Google and Domain Dictionaries
February 27, 2009
On February 26, 2009, the USPTO published US20090055381, “Domain Dictionary Creation”, an invention by a herd of Googlers, most of whom work in the firm’s Beijing offices. A domain dictionary is a word list such as one for legal eagles or medical information. The patent document said:
Methods, systems, and apparatus, including computer program products, to identify topic words in a document corpus that includes topic documents related to a topic are disclosed. A reference topic word divergence value based on the document corpus and the topic document corpus is determined. A candidate topic word divergence value for a candidate topic word is determined based on the document corpus and the topic document corpus. The candidate topic word is determined to be a topic word if the candidate topic word divergence value is greater than the reference topic word divergence value.

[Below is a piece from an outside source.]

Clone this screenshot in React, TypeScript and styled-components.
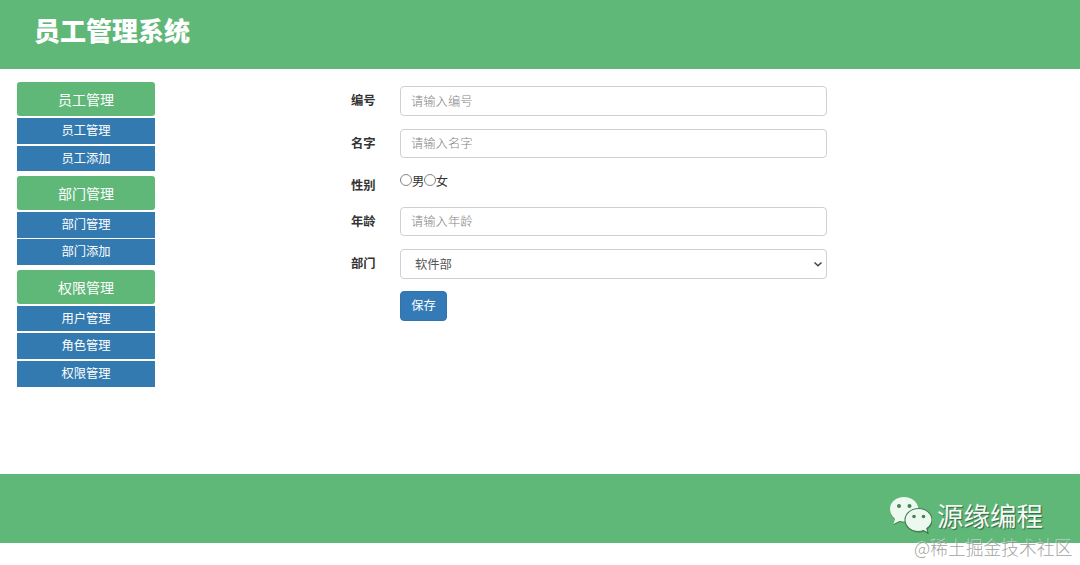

What’s the implication of this invention? Think domain specific collections of content similar to those available on the floundering Dialog Information Services or LexisNexis services. Will Google push into these areas? You can take the position that patent applications are the domain of the idle and are meaningless. You can join the crowd who says, “Who knows?” Or, you can be one of a small group that assumes the effort, cost, and time involved in a patent document points to an area of interest and intent. I’m not sure to which group the addled goose belongs. I would opine that management of traditional database companies may want to read the document and do some noodling. On the other hand, it may be too late so the time might be spent in more productive pursuits.
Stephen Arnold, February 27, 2009